The U.S. military has deployed a small cell of military personnel to Somalia for the first time since 18 Americans were killed in the failed “Black Hawk Down” operation in 1993.
The group of trainers and advisers has been stationed in the nation’s capital of Mogadishu since last fall, U.S. military officials confirmed to The Washington Post.
The cell, believed fewer than five people, has reportedly been placed in Somalia to coordinate operations with African troops to help wrest control of the country from the Al Shabab militia – a group that has professed loyalty to Al Qaeda.
"The U.S. has established a military coordination cell in Somalia to provide planning and advisory support to the African Union Mission in Somalia (AMISOM) and Somali security forces to increase their capabilities and promote peace and security throughout Somalia and the region,” AFRICOM spokesman and Army Colonel Tom Davis, said in a statement Friday. “The MCC was established in October and is now fully operational .”

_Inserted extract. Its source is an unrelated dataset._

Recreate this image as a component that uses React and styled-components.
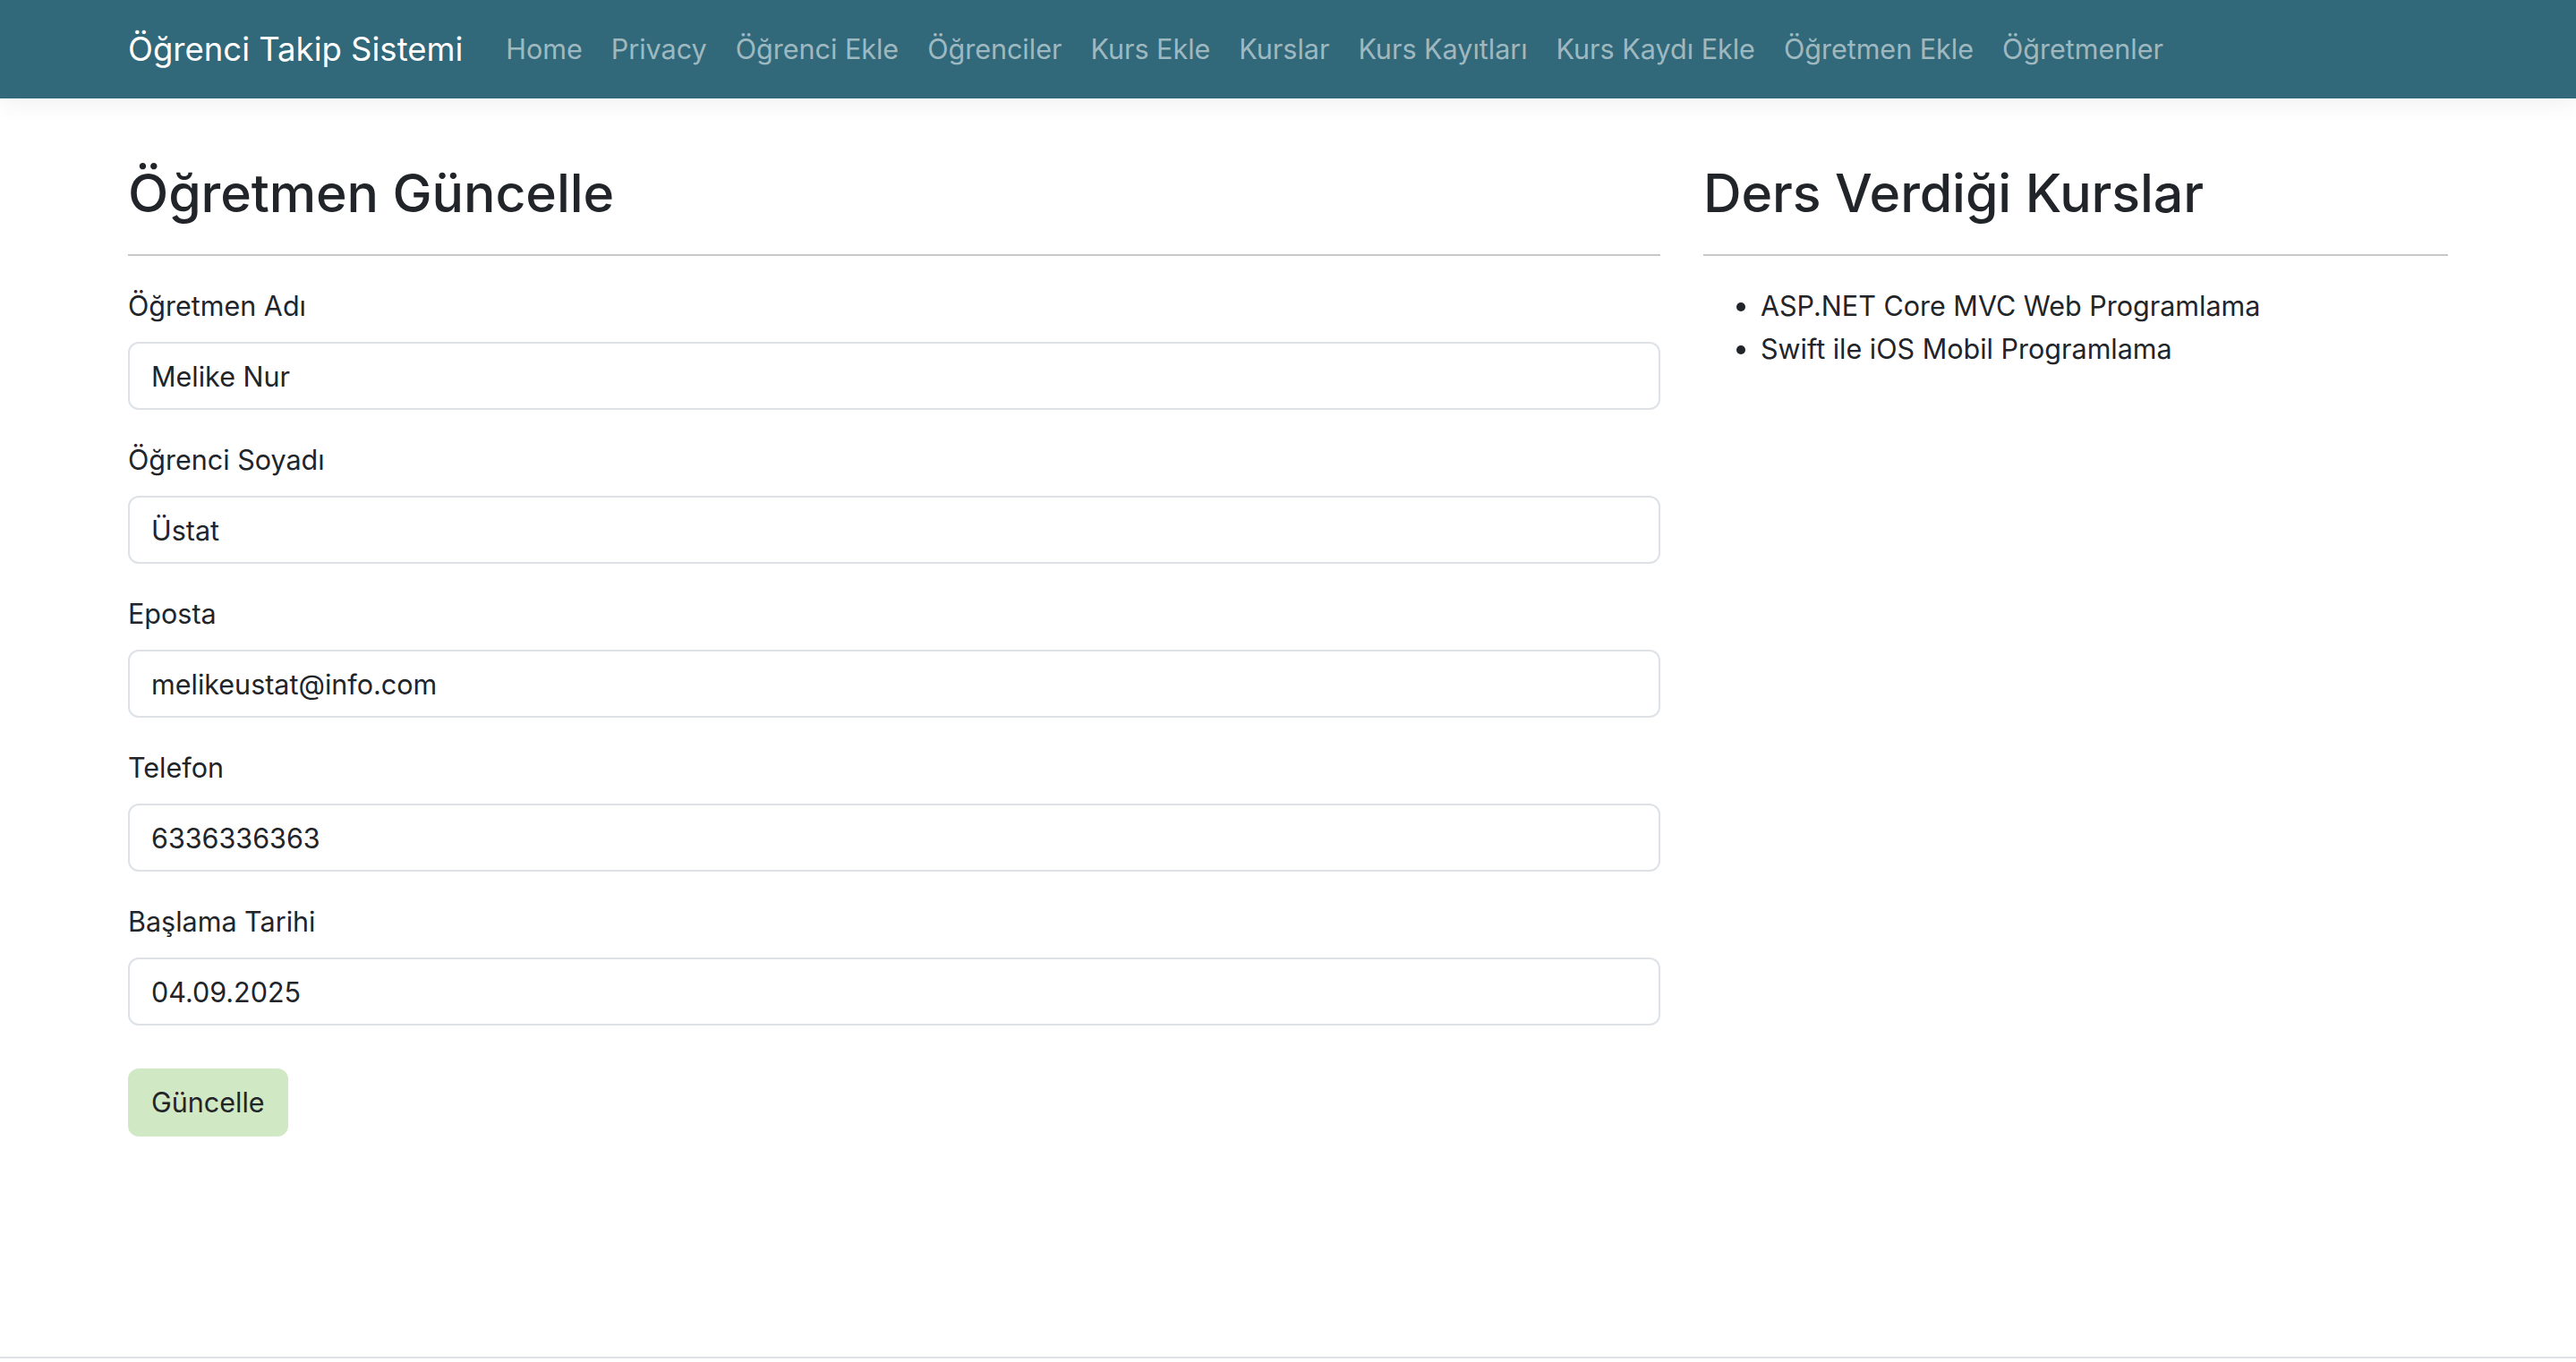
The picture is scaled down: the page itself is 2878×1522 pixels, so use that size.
import React from 'react';
import styled, { createGlobalStyle } from 'styled-components';

const GlobalStyle = createGlobalStyle`
  html, body {
    margin: 0;
    padding: 0;
  }
  body {
    background: #fff;
    color: #212529;
    font-family: 'Inter', 'Noto Sans', sans-serif;
    font-size: 30.5px;
    line-height: 48px;
  }
  *, *::before, *::after {
    box-sizing: border-box;
  }
`;

const Page = styled.div`
  display: flex;
  flex-direction: column;
  min-height: 100vh;
`;

const Container = styled.div`
  width: 100%;
  max-width: 2640px;
  margin: 0 auto;
  padding: 0 24px;
`;

const Navbar = styled.nav`
  height: 110px;
  background: #31687a;
  box-shadow: 0 8px 24px rgba(0, 0, 0, 0.05);
  position: relative;
  z-index: 1;
`;

const NavInner = styled(Container)`
  display: flex;
  align-items: center;
  height: 100%;
`;

const Brand = styled.a`
  color: #fff;
  font-size: 36.5px;
  margin-right: 32px;
  text-decoration: none;
  white-space: nowrap;
`;

const NavList = styled.ul`
  display: flex;
  list-style: none;
  margin: 0;
  padding: 0;
`;

const NavLink = styled.a`
  display: block;
  padding: 0 16px;
  color: rgba(255, 255, 255, 0.55);
  text-decoration: none;
  white-space: nowrap;
`;

const Main = styled.main`
  flex: 1;
  padding-top: 70px;
`;

const Row = styled.div`
  display: flex;
  margin: 0 -24px;
`;

const Column = styled.div`
  flex: 0 0 ${(props) => (props.span / 12) * 100}%;
  max-width: ${(props) => (props.span / 12) * 100}%;
  padding: 0 24px;
`;

const Heading = styled.h2`
  margin: 0 0 33px;
  font-size: 59px;
  font-weight: 500;
  line-height: 71px;
  letter-spacing: -0.1px;
`;

const Divider = styled.hr`
  margin: 0 0 32px;
  border: 0;
  border-top: 2px solid #212529;
  opacity: 0.25;
`;

const FormGroup = styled.div`
  margin-bottom: 32px;
`;

const Label = styled.label`
  display: block;
  margin-bottom: 16px;
  line-height: 48px;
`;

const Input = styled.input`
  display: block;
  width: 100%;
  height: 76px;
  padding: 12px 24px;
  font: inherit;
  line-height: 48px;
  color: #212529;
  background: #fff;
  border: 2px solid #dee2e6;
  border-radius: 12px;
  outline: none;
`;

const Button = styled.button`
  margin-top: 16px;
  height: 76px;
  padding: 12px 24px;
  font: inherit;
  line-height: 48px;
  color: #212529;
  background: #d1e8c5;
  border: 2px solid #d1e8c5;
  border-radius: 12px;
`;

const CourseList = styled.ul`
  margin: 0 0 32px;
  padding-left: 64px;
  line-height: 48px;
`;

const Footer = styled.footer`
  height: 6px;
  border-top: 2px solid #dee2e6;
`;

const links = [
  'Home',
  'Privacy',
  'Öğrenci Ekle',
  'Öğrenciler',
  'Kurs Ekle',
  'Kurslar',
  'Kurs Kayıtları',
  'Kurs Kaydı Ekle',
  'Öğretmen Ekle',
  'Öğretmenler',
];

const fields = [
  { id: 'ad', label: 'Öğretmen Adı', value: 'Melike Nur' },
  { id: 'soyad', label: 'Öğrenci Soyadı', value: 'Üstat' },
  { id: 'eposta', label: 'Eposta', value: 'melikeustat@info.com' },
  { id: 'telefon', label: 'Telefon', value: '6336336363' },
  { id: 'tarih', label: 'Başlama Tarihi', value: '04.09.2025' },
];

const courses = ['ASP.NET Core MVC Web Programlama', 'Swift ile iOS Mobil Programlama'];

const App = () => {
  return (
    <Page>
      <GlobalStyle />
      <Navbar>
        <NavInner>
          <Brand href="#">Öğrenci Takip Sistemi</Brand>
          <NavList>
            {links.map((link) => (
              <li key={link}>
                <NavLink href="#">{link}</NavLink>
              </li>
            ))}
          </NavList>
        </NavInner>
      </Navbar>
      <Main>
        <Container>
          <Row>
            <Column span={8}>
              <Heading>Öğretmen Güncelle</Heading>
              <Divider />
              <form onSubmit={(e) => e.preventDefault()}>
                {fields.map((field) => (
                  <FormGroup key={field.id}>
                    <Label htmlFor={field.id}>{field.label}</Label>
                    <Input id={field.id} defaultValue={field.value} />
                  </FormGroup>
                ))}
                <Button type="submit">Güncelle</Button>
              </form>
            </Column>
            <Column span={4}>
              <Heading>Ders Verdiği Kurslar</Heading>
              <Divider />
              <CourseList>
                {courses.map((course) => (
                  <li key={course}>{course}</li>
                ))}
              </CourseList>
            </Column>
          </Row>
        </Container>
      </Main>
      <Footer />
    </Page>
  );
};

export default App;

The move marks a growing trend of ever-increasing involvement in Somalia by the Obama administration, with increased surveillance and air strikes from U.S. drones, as well as occasional Elite Special Operations missions.
Al Shabab, which means “the youth” in Arabic, has been fighting for several years against Somalia’s Western-backed leaders. Its leaders announced a merger with Al Qaeda two years ago.